:: INFORMATION PROVIDED

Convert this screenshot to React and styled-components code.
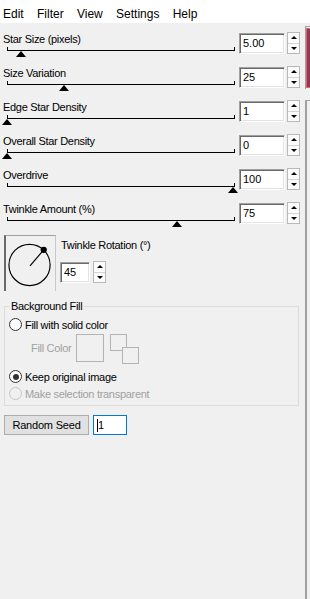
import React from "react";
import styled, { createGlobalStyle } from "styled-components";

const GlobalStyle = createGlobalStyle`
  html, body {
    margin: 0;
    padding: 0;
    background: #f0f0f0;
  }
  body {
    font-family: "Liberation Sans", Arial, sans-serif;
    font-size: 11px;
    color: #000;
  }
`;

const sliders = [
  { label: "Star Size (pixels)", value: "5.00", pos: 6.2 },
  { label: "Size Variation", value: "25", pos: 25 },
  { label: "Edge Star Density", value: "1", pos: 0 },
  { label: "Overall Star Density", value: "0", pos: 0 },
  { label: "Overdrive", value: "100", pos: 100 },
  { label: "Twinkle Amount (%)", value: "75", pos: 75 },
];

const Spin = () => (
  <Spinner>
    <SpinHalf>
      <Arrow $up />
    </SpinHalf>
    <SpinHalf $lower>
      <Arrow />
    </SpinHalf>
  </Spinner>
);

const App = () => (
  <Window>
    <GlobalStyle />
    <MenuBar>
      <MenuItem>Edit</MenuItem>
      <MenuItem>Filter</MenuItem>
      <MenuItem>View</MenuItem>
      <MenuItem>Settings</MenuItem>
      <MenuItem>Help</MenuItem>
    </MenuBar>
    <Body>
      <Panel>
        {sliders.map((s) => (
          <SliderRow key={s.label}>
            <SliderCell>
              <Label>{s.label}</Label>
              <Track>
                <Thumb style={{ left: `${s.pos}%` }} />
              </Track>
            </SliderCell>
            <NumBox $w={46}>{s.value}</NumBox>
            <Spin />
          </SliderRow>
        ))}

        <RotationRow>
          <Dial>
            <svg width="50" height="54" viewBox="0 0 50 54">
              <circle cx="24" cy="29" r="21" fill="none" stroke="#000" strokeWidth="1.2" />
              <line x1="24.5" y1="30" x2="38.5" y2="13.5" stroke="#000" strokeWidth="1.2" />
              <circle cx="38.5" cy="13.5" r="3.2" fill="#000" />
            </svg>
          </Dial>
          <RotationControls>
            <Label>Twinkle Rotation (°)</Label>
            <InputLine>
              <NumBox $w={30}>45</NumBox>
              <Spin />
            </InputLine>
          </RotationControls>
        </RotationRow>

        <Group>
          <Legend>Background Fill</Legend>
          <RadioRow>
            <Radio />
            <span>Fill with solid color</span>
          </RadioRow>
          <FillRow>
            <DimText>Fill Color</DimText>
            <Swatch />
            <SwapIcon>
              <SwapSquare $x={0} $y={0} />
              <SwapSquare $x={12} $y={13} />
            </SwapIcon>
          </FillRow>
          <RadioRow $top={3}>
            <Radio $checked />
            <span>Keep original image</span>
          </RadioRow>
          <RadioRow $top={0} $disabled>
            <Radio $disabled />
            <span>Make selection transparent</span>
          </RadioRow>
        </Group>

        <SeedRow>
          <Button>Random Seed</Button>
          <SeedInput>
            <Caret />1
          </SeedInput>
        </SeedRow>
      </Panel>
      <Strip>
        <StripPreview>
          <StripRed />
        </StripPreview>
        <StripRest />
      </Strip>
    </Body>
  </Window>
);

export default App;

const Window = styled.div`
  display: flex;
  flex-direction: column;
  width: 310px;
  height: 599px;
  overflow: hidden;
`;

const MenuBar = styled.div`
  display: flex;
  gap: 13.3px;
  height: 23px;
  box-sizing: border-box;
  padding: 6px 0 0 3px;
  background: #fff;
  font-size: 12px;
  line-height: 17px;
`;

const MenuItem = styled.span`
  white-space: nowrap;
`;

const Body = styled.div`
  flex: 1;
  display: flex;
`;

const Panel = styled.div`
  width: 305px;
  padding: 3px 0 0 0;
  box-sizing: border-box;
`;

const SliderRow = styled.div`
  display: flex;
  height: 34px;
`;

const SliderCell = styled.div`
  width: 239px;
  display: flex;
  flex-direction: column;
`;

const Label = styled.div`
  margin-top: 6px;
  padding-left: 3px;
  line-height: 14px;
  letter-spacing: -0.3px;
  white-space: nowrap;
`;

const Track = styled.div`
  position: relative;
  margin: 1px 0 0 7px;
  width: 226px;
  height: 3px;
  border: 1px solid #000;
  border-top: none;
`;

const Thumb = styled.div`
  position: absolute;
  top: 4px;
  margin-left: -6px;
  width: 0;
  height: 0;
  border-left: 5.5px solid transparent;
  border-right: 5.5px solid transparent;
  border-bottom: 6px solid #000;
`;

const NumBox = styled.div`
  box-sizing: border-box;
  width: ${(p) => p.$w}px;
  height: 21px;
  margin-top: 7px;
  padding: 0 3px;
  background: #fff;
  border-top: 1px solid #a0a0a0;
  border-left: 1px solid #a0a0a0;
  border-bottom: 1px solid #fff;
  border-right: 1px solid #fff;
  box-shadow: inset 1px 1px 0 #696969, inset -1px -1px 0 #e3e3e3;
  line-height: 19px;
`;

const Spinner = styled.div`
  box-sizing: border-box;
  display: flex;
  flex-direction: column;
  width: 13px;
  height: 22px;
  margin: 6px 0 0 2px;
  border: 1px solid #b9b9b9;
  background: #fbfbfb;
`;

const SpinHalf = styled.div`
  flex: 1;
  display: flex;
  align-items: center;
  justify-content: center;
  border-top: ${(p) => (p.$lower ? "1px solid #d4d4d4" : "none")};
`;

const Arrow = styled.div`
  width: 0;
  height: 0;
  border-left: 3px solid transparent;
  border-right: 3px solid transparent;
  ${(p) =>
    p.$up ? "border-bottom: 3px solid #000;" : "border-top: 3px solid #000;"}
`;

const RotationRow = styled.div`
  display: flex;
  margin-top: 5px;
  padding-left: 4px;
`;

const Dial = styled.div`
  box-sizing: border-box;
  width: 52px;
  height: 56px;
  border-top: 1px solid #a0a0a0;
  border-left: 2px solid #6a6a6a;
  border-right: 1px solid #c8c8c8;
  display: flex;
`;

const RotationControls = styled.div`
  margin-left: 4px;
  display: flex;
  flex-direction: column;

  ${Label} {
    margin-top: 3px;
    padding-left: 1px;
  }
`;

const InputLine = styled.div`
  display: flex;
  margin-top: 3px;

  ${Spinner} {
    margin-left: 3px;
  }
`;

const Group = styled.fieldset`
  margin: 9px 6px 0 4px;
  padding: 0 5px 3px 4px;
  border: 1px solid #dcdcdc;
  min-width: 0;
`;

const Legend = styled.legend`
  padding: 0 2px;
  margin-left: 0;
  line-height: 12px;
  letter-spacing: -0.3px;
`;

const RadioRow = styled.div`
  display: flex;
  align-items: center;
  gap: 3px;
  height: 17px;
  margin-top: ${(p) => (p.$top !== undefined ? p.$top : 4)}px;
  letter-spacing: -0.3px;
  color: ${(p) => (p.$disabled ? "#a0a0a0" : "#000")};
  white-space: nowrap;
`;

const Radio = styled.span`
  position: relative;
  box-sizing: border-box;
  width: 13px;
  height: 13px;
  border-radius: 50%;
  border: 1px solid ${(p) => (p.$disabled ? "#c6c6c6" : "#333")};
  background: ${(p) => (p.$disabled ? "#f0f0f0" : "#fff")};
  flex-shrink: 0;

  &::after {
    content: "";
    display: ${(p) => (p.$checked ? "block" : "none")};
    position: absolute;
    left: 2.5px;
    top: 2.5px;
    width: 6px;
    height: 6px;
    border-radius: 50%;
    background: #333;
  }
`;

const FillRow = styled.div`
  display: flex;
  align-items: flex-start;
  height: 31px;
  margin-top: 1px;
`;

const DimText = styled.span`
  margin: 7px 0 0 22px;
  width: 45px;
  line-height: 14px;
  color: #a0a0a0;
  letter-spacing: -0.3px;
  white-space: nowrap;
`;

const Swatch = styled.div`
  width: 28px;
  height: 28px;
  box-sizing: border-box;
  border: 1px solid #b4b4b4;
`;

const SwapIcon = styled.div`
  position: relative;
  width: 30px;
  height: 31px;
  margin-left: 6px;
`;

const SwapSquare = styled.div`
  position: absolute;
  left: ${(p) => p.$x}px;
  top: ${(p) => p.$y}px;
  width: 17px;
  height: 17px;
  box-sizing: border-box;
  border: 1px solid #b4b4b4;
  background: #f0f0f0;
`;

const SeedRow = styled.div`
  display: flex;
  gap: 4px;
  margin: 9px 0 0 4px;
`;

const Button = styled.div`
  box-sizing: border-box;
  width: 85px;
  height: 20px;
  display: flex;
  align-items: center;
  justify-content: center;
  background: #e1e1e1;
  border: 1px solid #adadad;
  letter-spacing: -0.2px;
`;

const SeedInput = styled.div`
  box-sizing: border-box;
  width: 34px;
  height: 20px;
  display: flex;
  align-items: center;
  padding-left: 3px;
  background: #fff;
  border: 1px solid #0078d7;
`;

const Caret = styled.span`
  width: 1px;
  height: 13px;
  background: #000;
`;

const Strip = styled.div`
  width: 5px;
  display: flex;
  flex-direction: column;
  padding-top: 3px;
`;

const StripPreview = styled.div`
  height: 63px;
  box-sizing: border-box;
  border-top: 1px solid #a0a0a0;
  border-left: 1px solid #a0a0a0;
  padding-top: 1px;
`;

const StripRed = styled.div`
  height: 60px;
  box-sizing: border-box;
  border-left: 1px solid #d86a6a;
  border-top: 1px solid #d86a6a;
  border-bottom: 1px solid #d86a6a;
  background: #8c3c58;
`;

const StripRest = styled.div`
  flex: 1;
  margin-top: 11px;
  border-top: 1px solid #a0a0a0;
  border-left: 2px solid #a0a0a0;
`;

::::

[SHORT TASK]
Please extract exactly the lines of the data, from the first through the line containing "</RotationRow>", and add no pictures to the copy.

[EXERCISE RESULT]
Convert this screenshot to React and styled-components code.
import React from "react";
import styled, { createGlobalStyle } from "styled-components";

const GlobalStyle = createGlobalStyle`
  html, body {
    margin: 0;
    padding: 0;
    background: #f0f0f0;
  }
  body {
    font-family: "Liberation Sans", Arial, sans-serif;
    font-size: 11px;
    color: #000;
  }
`;

const sliders = [
  { label: "Star Size (pixels)", value: "5.00", pos: 6.2 },
  { label: "Size Variation", value: "25", pos: 25 },
  { label: "Edge Star Density", value: "1", pos: 0 },
  { label: "Overall Star Density", value: "0", pos: 0 },
  { label: "Overdrive", value: "100", pos: 100 },
  { label: "Twinkle Amount (%)", value: "75", pos: 75 },
];

const Spin = () => (
  <Spinner>
    <SpinHalf>
      <Arrow $up />
    </SpinHalf>
    <SpinHalf $lower>
      <Arrow />
    </SpinHalf>
  </Spinner>
);

const App = () => (
  <Window>
    <GlobalStyle />
    <MenuBar>
      <MenuItem>Edit</MenuItem>
      <MenuItem>Filter</MenuItem>
      <MenuItem>View</MenuItem>
      <MenuItem>Settings</MenuItem>
      <MenuItem>Help</MenuItem>
    </MenuBar>
    <Body>
      <Panel>
        {sliders.map((s) => (
          <SliderRow key={s.label}>
            <SliderCell>
              <Label>{s.label}</Label>
              <Track>
                <Thumb style={{ left: `${s.pos}%` }} />
              </Track>
            </SliderCell>
            <NumBox $w={46}>{s.value}</NumBox>
            <Spin />
          </SliderRow>
        ))}

        <RotationRow>
          <Dial>
            <svg width="50" height="54" viewBox="0 0 50 54">
              <circle cx="24" cy="29" r="21" fill="none" stroke="#000" strokeWidth="1.2" />
              <line x1="24.5" y1="30" x2="38.5" y2="13.5" stroke="#000" strokeWidth="1.2" />
              <circle cx="38.5" cy="13.5" r="3.2" fill="#000" />
            </svg>
          </Dial>
          <RotationControls>
            <Label>Twinkle Rotation (°)</Label>
            <InputLine>
              <NumBox $w={30}>45</NumBox>
              <Spin />
            </InputLine>
          </RotationControls>
        </RotationRow>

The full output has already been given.